• [WHAT TO WORK ON]: Without the pictures, write out all the lines below exactly as they appear.

• [INFORMATION PROVIDED]:
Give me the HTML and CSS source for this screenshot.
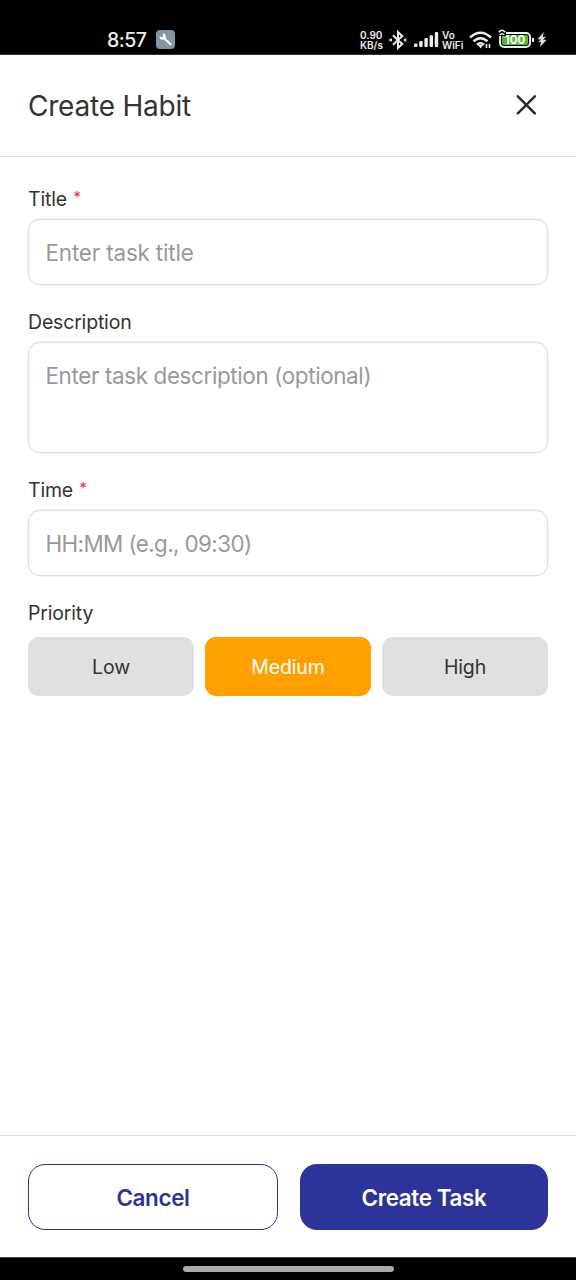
FILE: index.html
```html
<!DOCTYPE html>
<html lang="en">
<head>
<meta charset="utf-8">
<title>Create Habit</title>
<link rel="stylesheet" href="styles.css">
</head>
<body>
<div class="screen">
  <div class="status">
    <span class="clock">8:57</span>
    <svg class="tool" width="19" height="19" viewBox="0 0 19 19"><rect width="19" height="19" rx="4" fill="#8394a8"/><path d="M8 8L14.5 14.2" stroke="#fff" stroke-width="2.2" stroke-linecap="round"/><path d="M6.6 3.4A3.2 3.2 0 1 1 3.5 6.5L5.8 7.3L7.3 5.8Z" fill="#fff"/></svg>
    <div class="stack rate"><span>0.90</span><span>KB/s</span></div>
    <svg class="bt" width="18" height="20" viewBox="0 0 18 20" fill="none" stroke="#eee" stroke-width="2"><path d="M4 5.3L13.2 14L9 18V2L13.2 6L4 14.7"/><path d="M.5 10h2.4M15 10h2.4" stroke-width="2.4"/></svg>
    <svg class="signal" width="25" height="16" viewBox="0 0 25 16" fill="#eee"><rect y="11.5" width="3.4" height="3.5" rx="1"/><rect x="5.2" y="9" width="3.4" height="6" rx="1"/><rect x="10.4" y="6" width="3.4" height="9" rx="1"/><rect x="15.6" y="3.2" width="3.4" height="11.8" rx="1"/><rect x="20.8" y="0" width="3.4" height="15" rx="1"/></svg>
    <div class="stack vo"><span>Vo</span><span>WiFi</span></div>
    <svg class="wifi" width="24" height="18" viewBox="0 0 24 18" fill="none" stroke="#eee" stroke-width="2.5"><path d="M1 6.5Q11.5-3 22 6.5M4.5 10.3Q11.5 4 18.5 10.3M8 13.8Q11.5 10.8 15 13.8"/><path d="M9 14L11.5 17.4L14 14Z" fill="#eee" stroke="none"/><path d="M17.5 17v-4M20.5 13v4" stroke-width="1.6"/></svg>
    <div class="battery"><span>100</span>
      <svg class="leaf" width="8" height="7" viewBox="0 0 8 7" fill="none" stroke="#eee" stroke-width="1.6"><path d="M.8 3.2Q4-.8 7.2 3.2M1.8 6Q4 3.4 6.2 6"/></svg>
    </div>
    <svg class="bolt" width="10" height="15" viewBox="0 0 10 15" fill="#ddd"><path d="M6.8 0L.5 7.2L4.2 7.4L.8 10.3L4 10.1L3 15L9.6 8L6 7.6L9.3 4.8L5.8 5Z"/></svg>
  </div>
  <header class="header">
    <h1>Create Habit</h1>
    <svg class="close" width="20" height="20" viewBox="0 0 20 20" fill="none" stroke="#292929" stroke-width="2.5" stroke-linecap="round"><path d="M1.8 1.3L18.8 18.3M18.8 1.3L1.8 18.3"/></svg>
  </header>
  <main class="form">
    <div class="label">Title <span class="star">*</span></div>
    <div class="field"><span class="p-title">Enter task title</span></div>
    <div class="label">Description</div>
    <div class="field area"><span class="p-desc">Enter task description (optional)</span></div>
    <div class="label">Time <span class="star">*</span></div>
    <div class="field"><span class="p-time">HH:MM (e.g., 09:30)</span></div>
    <div class="label">Priority</div>
    <div class="choices">
      <div class="choice">Low</div>
      <div class="choice active">Medium</div>
      <div class="choice">High</div>
    </div>
  </main>
  <footer class="footer">
    <div class="btn cancel">Cancel</div>
    <div class="btn create">Create Task</div>
  </footer>
  <div class="navbar"><div class="handle"></div></div>
</div>
</body>
</html>
```
FILE: styles.css
```css
* { box-sizing: border-box; }
body { margin: 0; background: #fff; font-family: Inter, "Noto Sans", sans-serif; color: #333; }
.screen { width: 576px; height: 1280px; display: flex; flex-direction: column; overflow: hidden; }
.status { height: 55px; flex: none; background: #000; color: #eee; display: flex; align-items: center; padding: 25px 0 0 107px; border-bottom: 1px solid #333; }
.clock { width: 49px; font-size: 19.5px; font-weight: 500; line-height: 28px; letter-spacing: -.5px; padding-top: 1px; white-space: nowrap; }
.status svg { flex: none; }
.stack { display: flex; flex-direction: column; gap: 2px; font-size: 10px; line-height: 8px; font-weight: 600; white-space: nowrap; }
.rate { width: 29px; margin-left: 185px; }
.signal { margin-left: 7px; }
.vo { width: 27px; margin-left: 3px; }
.battery { position: relative; width: 32px; height: 16px; margin-left: 6px; border: 2px solid #eee; border-radius: 5px; background: #55b82f; background-clip: padding-box; box-shadow: inset 0 0 0 1px #000; color: #fff; font-size: 11.5px; font-weight: 700; line-height: 12px; text-align: center; }
.battery::after { content: ""; position: absolute; right: -5px; top: 4px; width: 2px; height: 4px; background: #eee; }
.leaf { position: absolute; left: -3px; top: -5px; background: #000; }
.bolt { margin-left: 6px; }
.header { height: 102px; flex: none; padding: 0 40px 2px 28px; display: flex; align-items: center; justify-content: space-between; border-bottom: 1px solid #e0e0e0; }
h1 { margin: 0; padding-top: 2px; font-size: 28px; font-weight: 400; line-height: 36px; letter-spacing: -.22px; }
.form { flex: 1; padding: 29px 28px 0; display: flex; flex-direction: column; }
.label { height: 27px; flex: none; line-height: 27px; margin-bottom: 6px; font-size: 19.5px; letter-spacing: -.18px; white-space: nowrap; }
.star { display: inline-block; font-size: 15px; font-weight: 500; line-height: 16px; vertical-align: 4px; margin-left: 1px; color: #f44336; }
.field { height: 66px; flex: none; margin-bottom: 24px; border: 1.5px solid #e0e0e0; border-radius: 12px; padding: 17px 16.5px; font-size: 22.4px; line-height: 32px; color: #999; white-space: nowrap; box-shadow: 0 0 0 .5px #e8e8e8; }
.area { height: 111px; }
.p-title { letter-spacing: -.15px; }
.p-desc { letter-spacing: -.36px; }
.p-time { letter-spacing: -.6px; }
.choices { display: grid; grid-template-columns: repeat(3, 1fr); gap: 11px; margin-top: 4px; }
.choice { height: 59px; border-radius: 11px; background: #e0e0e0; display: flex; align-items: center; justify-content: center; font-size: 19.5px; letter-spacing: -.15px; }
.active { background: #ffa000; color: #fff; }
.footer { height: 122px; flex: none; padding: 28px; border-top: 1px solid #e0e0e0; display: flex; gap: 22px; }
.btn { height: 66px; border-radius: 17px; display: flex; align-items: center; justify-content: center; font-size: 22.4px; font-weight: 600; letter-spacing: -.35px; }
.cancel { width: 250px; border: 1.5px solid #2c3399; color: #2c3399; }
.create { width: 248px; flex: none; background: #2c3399; color: #fff; }
.navbar { height: 23px; flex: none; background: #000; border-top: 1px solid #444; display: flex; justify-content: center; padding-top: 8px; }
.handle { width: 211px; height: 6px; border-radius: 3px; background: #aaa; }
```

• [EXPECTED ANSWER]:
Give me the HTML and CSS source for this screenshot.
FILE: index.html
```html
<!DOCTYPE html>
<html lang="en">
<head>
<meta charset="utf-8">
<title>Create Habit</title>
<link rel="stylesheet" href="styles.css">
</head>
<body>
<div class="screen">
  <div class="status">
    <span class="clock">8:57</span>
    <svg class="tool" width="19" height="19" viewBox="0 0 19 19"><rect width="19" height="19" rx="4" fill="#8394a8"/><path d="M8 8L14.5 14.2" stroke="#fff" stroke-width="2.2" stroke-linecap="round"/><path d="M6.6 3.4A3.2 3.2 0 1 1 3.5 6.5L5.8 7.3L7.3 5.8Z" fill="#fff"/></svg>
    <div class="stack rate"><span>0.90</span><span>KB/s</span></div>
    <svg class="bt" width="18" height="20" viewBox="0 0 18 20" fill="none" stroke="#eee" stroke-width="2"><path d="M4 5.3L13.2 14L9 18V2L13.2 6L4 14.7"/><path d="M.5 10h2.4M15 10h2.4" stroke-width="2.4"/></svg>
    <svg class="signal" width="25" height="16" viewBox="0 0 25 16" fill="#eee"><rect y="11.5" width="3.4" height="3.5" rx="1"/><rect x="5.2" y="9" width="3.4" height="6" rx="1"/><rect x="10.4" y="6" width="3.4" height="9" rx="1"/><rect x="15.6" y="3.2" width="3.4" height="11.8" rx="1"/><rect x="20.8" y="0" width="3.4" height="15" rx="1"/></svg>
    <div class="stack vo"><span>Vo</span><span>WiFi</span></div>
    <svg class="wifi" width="24" height="18" viewBox="0 0 24 18" fill="none" stroke="#eee" stroke-width="2.5"><path d="M1 6.5Q11.5-3 22 6.5M4.5 10.3Q11.5 4 18.5 10.3M8 13.8Q11.5 10.8 15 13.8"/><path d="M9 14L11.5 17.4L14 14Z" fill="#eee" stroke="none"/><path d="M17.5 17v-4M20.5 13v4" stroke-width="1.6"/></svg>
    <div class="battery"><span>100</span>
      <svg class="leaf" width="8" height="7" viewBox="0 0 8 7" fill="none" stroke="#eee" stroke-width="1.6"><path d="M.8 3.2Q4-.8 7.2 3.2M1.8 6Q4 3.4 6.2 6"/></svg>
    </div>
    <svg class="bolt" width="10" height="15" viewBox="0 0 10 15" fill="#ddd"><path d="M6.8 0L.5 7.2L4.2 7.4L.8 10.3L4 10.1L3 15L9.6 8L6 7.6L9.3 4.8L5.8 5Z"/></svg>
  </div>
  <header class="header">
    <h1>Create Habit</h1>
    <svg class="close" width="20" height="20" viewBox="0 0 20 20" fill="none" stroke="#292929" stroke-width="2.5" stroke-linecap="round"><path d="M1.8 1.3L18.8 18.3M18.8 1.3L1.8 18.3"/></svg>
  </header>
  <main class="form">
    <div class="label">Title <span class="star">*</span></div>
    <div class="field"><span class="p-title">Enter task title</span></div>
    <div class="label">Description</div>
    <div class="field area"><span class="p-desc">Enter task description (optional)</span></div>
    <div class="label">Time <span class="star">*</span></div>
    <div class="field"><span class="p-time">HH:MM (e.g., 09:30)</span></div>
    <div class="label">Priority</div>
    <div class="choices">
      <div class="choice">Low</div>
      <div class="choice active">Medium</div>
      <div class="choice">High</div>
    </div>
  </main>
  <footer class="footer">
    <div class="btn cancel">Cancel</div>
    <div class="btn create">Create Task</div>
  </footer>
  <div class="navbar"><div class="handle"></div></div>
</div>
</body>
</html>
```
FILE: styles.css
```css
* { box-sizing: border-box; }
body { margin: 0; background: #fff; font-family: Inter, "Noto Sans", sans-serif; color: #333; }
.screen { width: 576px; height: 1280px; display: flex; flex-direction: column; overflow: hidden; }
.status { height: 55px; flex: none; background: #000; color: #eee; display: flex; align-items: center; padding: 25px 0 0 107px; border-bottom: 1px solid #333; }
.clock { width: 49px; font-size: 19.5px; font-weight: 500; line-height: 28px; letter-spacing: -.5px; padding-top: 1px; white-space: nowrap; }
.status svg { flex: none; }
.stack { display: flex; flex-direction: column; gap: 2px; font-size: 10px; line-height: 8px; font-weight: 600; white-space: nowrap; }
.rate { width: 29px; margin-left: 185px; }
.signal { margin-left: 7px; }
.vo { width: 27px; margin-left: 3px; }
.battery { position: relative; width: 32px; height: 16px; margin-left: 6px; border: 2px solid #eee; border-radius: 5px; background: #55b82f; background-clip: padding-box; box-shadow: inset 0 0 0 1px #000; color: #fff; font-size: 11.5px; font-weight: 700; line-height: 12px; text-align: center; }
.battery::after { content: ""; position: absolute; right: -5px; top: 4px; width: 2px; height: 4px; background: #eee; }
.leaf { position: absolute; left: -3px; top: -5px; background: #000; }
.bolt { margin-left: 6px; }
.header { height: 102px; flex: none; padding: 0 40px 2px 28px; display: flex; align-items: center; justify-content: space-between; border-bottom: 1px solid #e0e0e0; }
h1 { margin: 0; padding-top: 2px; font-size: 28px; font-weight: 400; line-height: 36px; letter-spacing: -.22px; }
.form { flex: 1; padding: 29px 28px 0; display: flex; flex-direction: column; }
.label { height: 27px; flex: none; line-height: 27px; margin-bottom: 6px; font-size: 19.5px; letter-spacing: -.18px; white-space: nowrap; }
.star { display: inline-block; font-size: 15px; font-weight: 500; line-height: 16px; vertical-align: 4px; margin-left: 1px; color: #f44336; }
.field { height: 66px; flex: none; margin-bottom: 24px; border: 1.5px solid #e0e0e0; border-radius: 12px; padding: 17px 16.5px; font-size: 22.4px; line-height: 32px; color: #999; white-space: nowrap; box-shadow: 0 0 0 .5px #e8e8e8; }
.area { height: 111px; }
.p-title { letter-spacing: -.15px; }
.p-desc { letter-spacing: -.36px; }
.p-time { letter-spacing: -.6px; }
.choices { display: grid; grid-template-columns: repeat(3, 1fr); gap: 11px; margin-top: 4px; }
.choice { height: 59px; border-radius: 11px; background: #e0e0e0; display: flex; align-items: center; justify-content: center; font-size: 19.5px; letter-spacing: -.15px; }
.active { background: #ffa000; color: #fff; }
.footer { height: 122px; flex: none; padding: 28px; border-top: 1px solid #e0e0e0; display: flex; gap: 22px; }
.btn { height: 66px; border-radius: 17px; display: flex; align-items: center; justify-content: center; font-size: 22.4px; font-weight: 600; letter-spacing: -.35px; }
.cancel { width: 250px; border: 1.5px solid #2c3399; color: #2c3399; }
.create { width: 248px; flex: none; background: #2c3399; color: #fff; }
.navbar { height: 23px; flex: none; background: #000; border-top: 1px solid #444; display: flex; justify-content: center; padding-top: 8px; }
.handle { width: 211px; height: 6px; border-radius: 3px; background: #aaa; }
```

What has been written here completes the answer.